Inky, whatever your subjective reasons you would have carried out a revolutionary act.
Note from my legal adviser, the K-Man: "Nae Guid Boyo disnae endorse the murrrder o Taigs or ainy ither Fenian duggs. De minimis, y'ken?"
Suitable punishment for Guardian/Independent types: Make them go and live out their lives in whichever oppressed, fle-ridden Stalinist satrapy they last said was better that Britain. (As WS Gilbert put it: "The idiot who praises in enthusiastic tone/All centuries but this one and all countries but his own..."
Boyo - are you sure that was the K-man? That makes sense. Sort of.
I read the Graun, and indeed have written for it, freelance only so I'm not a Guardian journalist and have never met one. Why, of all the journals are the Farringdon ffuckers chief of your hate-list?
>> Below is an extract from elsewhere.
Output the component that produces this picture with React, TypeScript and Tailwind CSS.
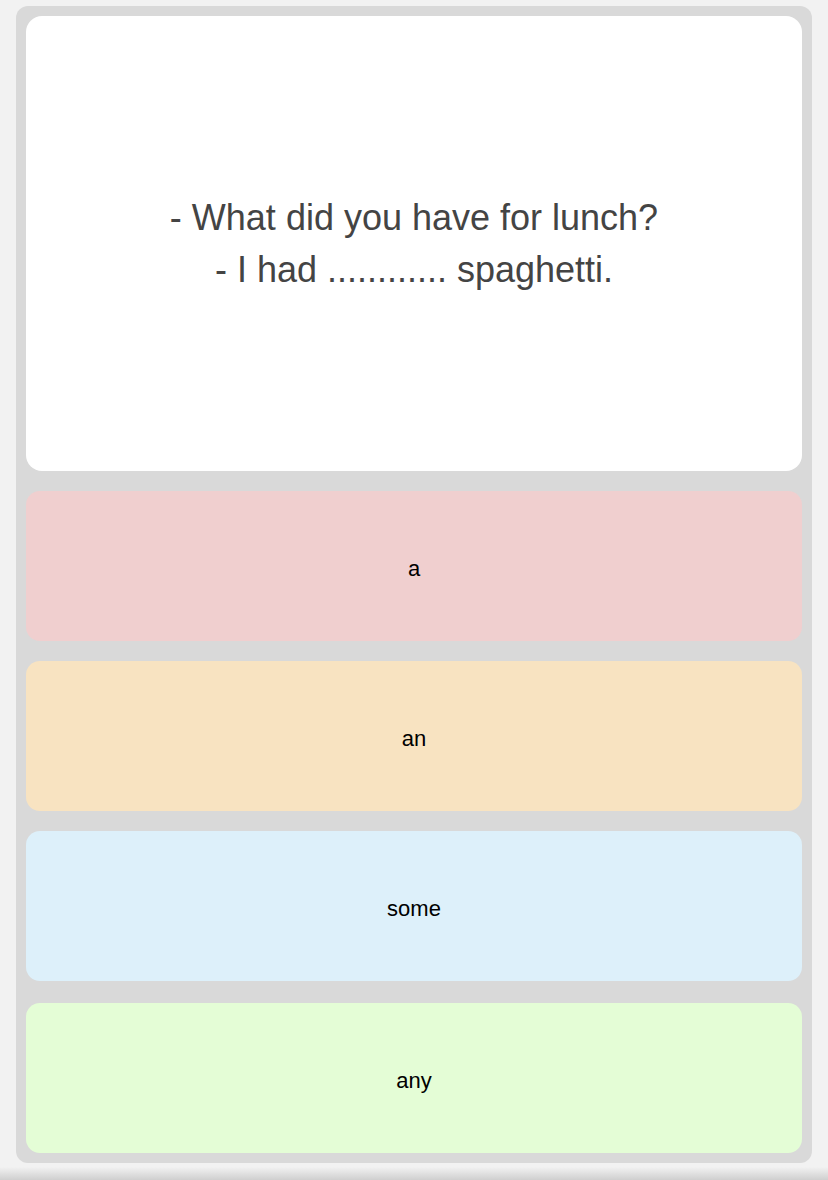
const answers = [
  { label: 'a', bg: 'bg-[#f0cfcf]', extra: '' },
  { label: 'an', bg: 'bg-[#f8e3c1]', extra: '' },
  { label: 'some', bg: 'bg-[#ddf0fa]', extra: '' },
  { label: 'any', bg: 'bg-[#e4fdd6]', extra: 'mt-[2px]' },
];

export default function App() {
  return (
    <div className="min-h-[1180px] bg-[#f2f2f2] pt-[6px] font-['Liberation_Sans',Arial,sans-serif] relative overflow-hidden">
      <div className="mx-4 rounded-[12px] bg-[#d9d9d9] p-[10px] flex flex-col gap-5">
        <div className="h-[455px] rounded-[16px] bg-white flex flex-col items-center justify-center text-[36px] leading-[52px] text-[#444444] text-center">
          <div>- What did you have for lunch?</div>
          <div>- I had ............ spaghetti.</div>
        </div>
        {answers.map((a) => (
          <button
            key={a.label}
            className={`h-[150px] rounded-[14px] ${a.bg} ${a.extra} flex items-center justify-center pt-[4px] text-[22px] text-black`}
          >
            {a.label}
          </button>
        ))}
      </div>
      <div className="absolute left-0 right-0 bottom-0 h-[13px] bg-gradient-to-b from-[#f2f2f2] to-[#cfcfcf]" />
    </div>
  );
}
I thought all hacks could be tarred with the same feelthy brush. I should make it clear that I think nowhere is better then Splott - Tirana? Tosh! Havana? Hah! Paris? Pah! Noo York? Norks! You to Splott? There's lovely.
Is it true that Dame Shirley was really a Splottian, but The Girl from Tiger Bay sounded better?
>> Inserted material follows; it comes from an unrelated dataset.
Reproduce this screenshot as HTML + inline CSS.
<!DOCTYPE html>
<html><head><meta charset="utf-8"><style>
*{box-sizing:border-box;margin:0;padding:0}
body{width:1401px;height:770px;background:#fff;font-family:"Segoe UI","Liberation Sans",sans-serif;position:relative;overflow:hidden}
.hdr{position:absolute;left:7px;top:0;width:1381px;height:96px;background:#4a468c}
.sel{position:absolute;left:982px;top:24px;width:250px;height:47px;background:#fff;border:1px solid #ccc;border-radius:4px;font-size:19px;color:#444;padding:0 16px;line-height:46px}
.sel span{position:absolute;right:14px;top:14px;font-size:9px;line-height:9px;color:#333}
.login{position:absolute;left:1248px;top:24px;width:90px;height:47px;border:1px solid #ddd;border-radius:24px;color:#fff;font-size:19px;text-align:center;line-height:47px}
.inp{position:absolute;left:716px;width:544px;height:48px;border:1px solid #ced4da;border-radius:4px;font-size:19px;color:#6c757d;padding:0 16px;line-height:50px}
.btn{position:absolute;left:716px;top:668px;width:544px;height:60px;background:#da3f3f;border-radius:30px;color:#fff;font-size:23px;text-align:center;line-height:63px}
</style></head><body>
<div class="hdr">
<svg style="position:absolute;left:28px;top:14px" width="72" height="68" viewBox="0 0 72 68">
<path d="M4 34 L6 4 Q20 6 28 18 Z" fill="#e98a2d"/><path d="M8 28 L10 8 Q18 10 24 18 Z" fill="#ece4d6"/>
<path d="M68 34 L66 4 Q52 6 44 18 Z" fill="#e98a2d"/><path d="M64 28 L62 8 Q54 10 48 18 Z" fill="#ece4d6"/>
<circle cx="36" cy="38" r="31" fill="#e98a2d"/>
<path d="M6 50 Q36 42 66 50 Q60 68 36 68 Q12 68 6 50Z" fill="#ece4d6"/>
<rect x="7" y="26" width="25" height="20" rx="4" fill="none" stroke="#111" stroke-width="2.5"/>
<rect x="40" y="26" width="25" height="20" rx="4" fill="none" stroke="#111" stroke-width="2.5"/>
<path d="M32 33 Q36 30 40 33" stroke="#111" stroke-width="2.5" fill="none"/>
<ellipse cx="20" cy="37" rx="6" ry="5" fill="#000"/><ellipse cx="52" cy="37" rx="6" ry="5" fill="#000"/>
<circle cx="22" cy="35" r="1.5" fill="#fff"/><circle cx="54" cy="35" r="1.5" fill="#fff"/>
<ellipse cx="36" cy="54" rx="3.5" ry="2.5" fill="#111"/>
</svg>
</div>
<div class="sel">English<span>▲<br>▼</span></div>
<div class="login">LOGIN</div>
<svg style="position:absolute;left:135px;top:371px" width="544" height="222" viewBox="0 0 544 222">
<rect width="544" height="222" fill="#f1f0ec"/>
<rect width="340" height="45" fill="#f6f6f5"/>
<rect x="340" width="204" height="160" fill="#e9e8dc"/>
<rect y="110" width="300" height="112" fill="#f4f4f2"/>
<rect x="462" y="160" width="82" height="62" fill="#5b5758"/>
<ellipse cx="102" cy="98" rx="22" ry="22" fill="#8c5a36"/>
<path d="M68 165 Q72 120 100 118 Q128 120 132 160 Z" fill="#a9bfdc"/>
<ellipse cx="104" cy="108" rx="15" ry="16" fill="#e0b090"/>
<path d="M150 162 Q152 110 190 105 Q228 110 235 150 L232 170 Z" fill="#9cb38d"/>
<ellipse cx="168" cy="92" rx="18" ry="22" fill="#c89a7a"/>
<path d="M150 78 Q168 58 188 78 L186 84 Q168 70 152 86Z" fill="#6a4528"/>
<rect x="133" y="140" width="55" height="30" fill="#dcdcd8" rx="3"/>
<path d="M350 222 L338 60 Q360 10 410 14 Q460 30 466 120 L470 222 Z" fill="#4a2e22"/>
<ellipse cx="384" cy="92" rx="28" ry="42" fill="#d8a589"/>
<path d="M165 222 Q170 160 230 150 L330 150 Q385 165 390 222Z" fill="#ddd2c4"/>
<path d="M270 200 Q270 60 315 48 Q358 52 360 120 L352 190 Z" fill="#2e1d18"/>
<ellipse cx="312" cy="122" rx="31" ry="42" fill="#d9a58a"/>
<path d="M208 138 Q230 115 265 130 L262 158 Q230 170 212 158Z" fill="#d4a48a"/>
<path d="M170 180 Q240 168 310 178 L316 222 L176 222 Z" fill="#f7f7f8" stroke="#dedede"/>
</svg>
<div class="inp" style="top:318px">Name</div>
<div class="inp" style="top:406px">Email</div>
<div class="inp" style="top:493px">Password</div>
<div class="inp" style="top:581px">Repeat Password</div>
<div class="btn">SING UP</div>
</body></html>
Andy Kershaw on U2 - You could deliever fridges through the spaces in The Edge's guitar sound.
Hey?!
Ditto, Gyppo. And that's a literal transcript of what the K-Man said. He'd won in court with the "Deakin Defence" and so was on top form.
Drinker, Troubled Kershaw had a way with words, if not the ladies. And he continued John Peel's glorious tradition of annoying Radio 1's glum indie listeners by playing lots of jolly African music.
All I know is that Shirl (official model for Siân Owen, the Welsh equivalent of Marianne on Cymru Rouge currency) was born not made.
Here's La Owen, while we're at it:
http://www.liverpoolmuseums.org.uk/ladylever/collections/salem.asp
As a Maoist I expect nothing better from the rightwing press, but the Guardian/Indy left is a constant source of disappointment. When they're not drooling over God-based religions they're reminiscing about the Titoite revisionists. There's little for the hemp-clad Welsh peasant to read in their pages in the brief interval before full illiteracy is achieved.
Time to follow the Shining Path Boyo.
Welsh Maoists follow the Llwybr Llech, goboi.